After soaking in all the summit views, we leisurely descended the mountain. It was amazing to see everyone more confident and energetic going down as opposed to the nerves when we would go up the mountain. As we made our way closer to our tents, we started passing people who’d come for the day. I was surprised no one wanted to stay overnight, but makes sense that most skiers would want to do this in a day. I found it odd that everyone started so late since the snow was already thick and slushy when we were coming down mid morning. Later, I found out many people turned around early, though I did see a few tracks of people heading at least close to the summit. I wonder if the party on foot made it to Icy Peak!
The rest of our trip was fairly uneventful. We packed our bags and slowly traversed back to the car. We were a bit weary and unanimously decided that it wouldn’t be the worst decision if we just headed home instead of keeping the trip long.
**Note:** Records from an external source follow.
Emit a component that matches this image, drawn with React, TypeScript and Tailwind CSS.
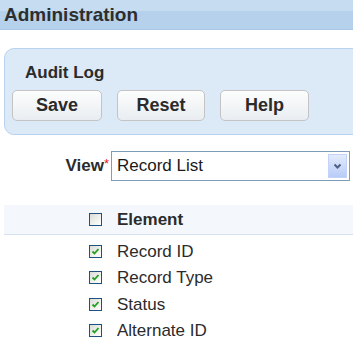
import React from "react";

const font = { fontFamily: '"Liberation Sans", Arial, sans-serif' };

function Check({ checked }: { checked: boolean }) {
  return (
    <span className="relative flex h-[13px] w-[13px] shrink-0 items-center justify-center border border-[#1c5180] bg-gradient-to-br from-[#dcdcd6] to-[#ffffff]">
      {checked && (
        <svg width="9" height="9" viewBox="0 0 9 9">
          <path d="M1.5 4.5 L3.5 6.5 L7.5 2" stroke="#21a121" strokeWidth="1.8" fill="none" />
        </svg>
      )}
    </span>
  );
}

function Btn({ label, w }: { label: string; w: string }) {
  return (
    <div
      className={`flex h-[31px] ${w} items-center justify-center rounded-[5px] border border-[#c4c4c4] bg-gradient-to-b from-[#fdfdfd] to-[#e9edf1] text-[18px] font-bold text-[#2b2b2b]`}
    >
      {label}
    </div>
  );
}

export default function App() {
  const rows = ["Record ID", "Record Type", "Status", "Alternate ID"];
  return (
    <div className="h-[339px] w-[353px] overflow-hidden bg-white" style={font}>
      <div className="flex h-[30px] items-center border-b border-[#a8c7e7] bg-[linear-gradient(to_bottom,#c6dcf1_0,#c6dcf1_11px,#b5d1ec_11px,#b5d1ec_100%)] pl-[4px]">
        <span className="text-[19px] font-bold leading-none text-[#2e2e2e]">Administration</span>
      </div>
      <div className="ml-[4px] mr-[-12px] mt-[18px] flex h-[87px] flex-col rounded-[10px] border border-[#b9d3ee] bg-[#dce9f7] pl-[7px]">
        <div className="mt-[15px] pl-[13px] text-[17px] font-bold leading-none text-[#2b2b2b]">Audit Log</div>
        <div className="mt-[9px] flex gap-[15px]">
          <Btn label="Save" w="w-[90px]" />
          <Btn label="Reset" w="w-[88px]" />
          <Btn label="Help" w="w-[89px]" />
        </div>
      </div>
      <div className="mt-[16px] flex items-center">
        <div className="flex w-[111px] items-center justify-end pr-[2px]">
          <span className="text-[17px] font-bold text-[#2b2b2b]">View</span>
          <span className="mb-[6px] text-[13px] leading-none text-[#e02020]">*</span>
        </div>
        <div className="flex h-[30px] w-[239px] items-center justify-between border border-[#7f9db9] bg-white pl-[5px] pr-[2px]">
          <span className="text-[17px] text-[#1a1a1a]">Record List</span>
          <span className="flex h-[24px] w-[19px] items-center justify-center border border-[#c3d3f9] bg-gradient-to-b from-[#e3ebfd] to-[#b8ccf6]">
            <svg width="9" height="7" viewBox="0 0 9 7">
              <path d="M1.5 1.5 L4.5 4.5 L7.5 1.5" stroke="#4d6185" strokeWidth="2" fill="none" />
            </svg>
          </span>
        </div>
      </div>
      <div className="ml-[4px] mt-[24px] flex h-[30px] items-center border-b border-[#d5e1ee] bg-[#f4f8fd] pl-[85px]">
        <Check checked={false} />
        <span className="ml-[15px] text-[17px] font-bold text-[#2b2b2b]">Element</span>
      </div>
      <div className="flex flex-col pt-[3px]">
        {rows.map((r) => (
          <div key={r} className="flex h-[26.5px] items-center pl-[89px]">
            <Check checked />
            <span className="ml-[15px] text-[17px] leading-none text-[#2b2b2b]">{r}</span>
          </div>
        ))}
      </div>
    </div>
  );
}
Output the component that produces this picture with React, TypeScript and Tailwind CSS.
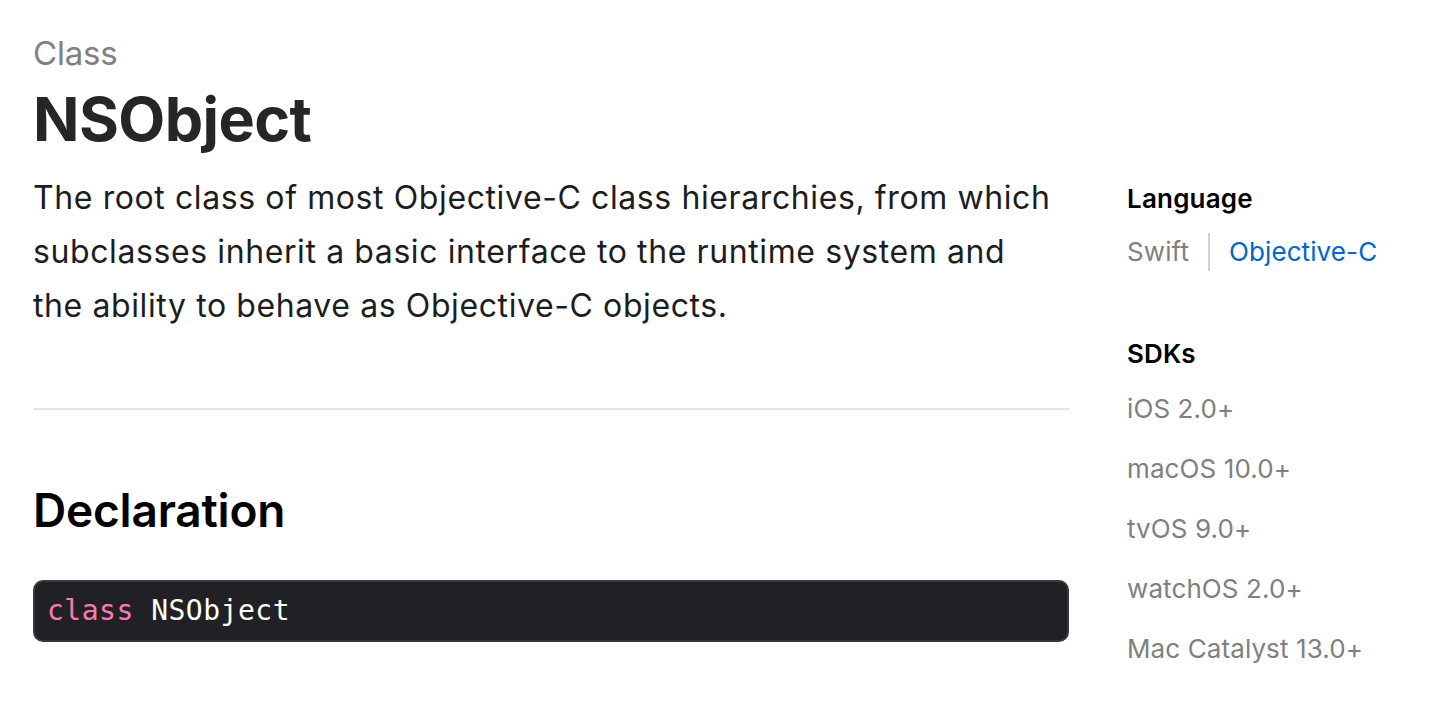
import React from "react";

const sans = { fontFamily: "Inter, 'Noto Sans', sans-serif" };

export default function App() {
  return (
    <div className="flex bg-white min-h-[726px] pl-[33px] pt-[31px]" style={sans}>
      <div className="w-[1036px] shrink-0">
        <div className="text-[33px] leading-[44px] text-[#808080] tracking-[-0.2px]">Class</div>
        <h1 className="mt-[7px] text-[61px] leading-[74px] font-bold text-[#262626] tracking-[-0.6px]">NSObject</h1>
        <p className="mt-[15px] pr-[12px] text-[32px] leading-[54px] text-[#1d1d1f] tracking-[0.6px]">
          The root class of most Objective-C class hierarchies, from which subclasses inherit a basic interface to the runtime system and the ability to behave as Objective-C objects.
        </p>
        <div className="mt-[75px] h-[2px] bg-[#e6e6e6]" />
        <h2 className="mt-[72px] text-[46px] leading-[56px] font-semibold text-black tracking-[-0.2px]">Declaration</h2>
        <div className="mt-[42px] h-[62px] rounded-[10px] bg-[#212125] border-2 border-[#38383c] flex items-center pl-[12px]">
          <span className="text-[28px] leading-[34px] tracking-[0.5px]" style={{ fontFamily: "'DejaVu Sans Mono', 'Liberation Mono', monospace" }}>
            <span className="text-[#ff7ab2]">class</span>
            <span className="text-white"> NSObject</span>
          </span>
        </div>
      </div>
      <div className="ml-[58px] pt-[150px] flex flex-col">
        <div className="text-[26px] leading-[36px] font-semibold text-black tracking-[0.2px]">Language</div>
        <div className="mt-[16px] flex items-center text-[26px] leading-[36px] tracking-[0.1px]">
          <span className="text-[#808080]">Swift</span>
          <span className="mx-[19px] w-[2px] h-[38px] bg-[#d2d2d2]" />
          <span className="text-[#0066cc]">Objective-C</span>
        </div>
        <div className="mt-[65px] text-[26px] leading-[36px] font-semibold text-black tracking-[0.1px]">SDKs</div>
        <div className="mt-[19px] flex flex-col gap-[24px] text-[26px] leading-[36px] text-[#808080] tracking-[0.1px]">
          <div>iOS 2.0+</div>
          <div>macOS 10.0+</div>
          <div>tvOS 9.0+</div>
          <div>watchOS 2.0+</div>
          <div>Mac Catalyst 13.0+</div>
        </div>
      </div>
    </div>
  );
}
No harm in relaxing at home and catching up on errands and chores! My heart was completely full already so a trip cut short was no problem. We bagged a summit and caught the alpenglow twice! What more can I ask for?
Risk dependent, Ruth can be done without glacier gear if it’s early enough in the season
In the spring, it’s both easiest and annoying to take the summer trail, but it provides a good track for getting to Hannegan Pass
Anywhere from Hannegan Pass to the base of Ruth Mountain is National Forest land, no permits required
We camped at Point 5930, but you could also camp at the pass or on Ruth Arm.
Skiers talked about how each turn set off some small wet loose runs
Not including a map because this is fairly straightforward.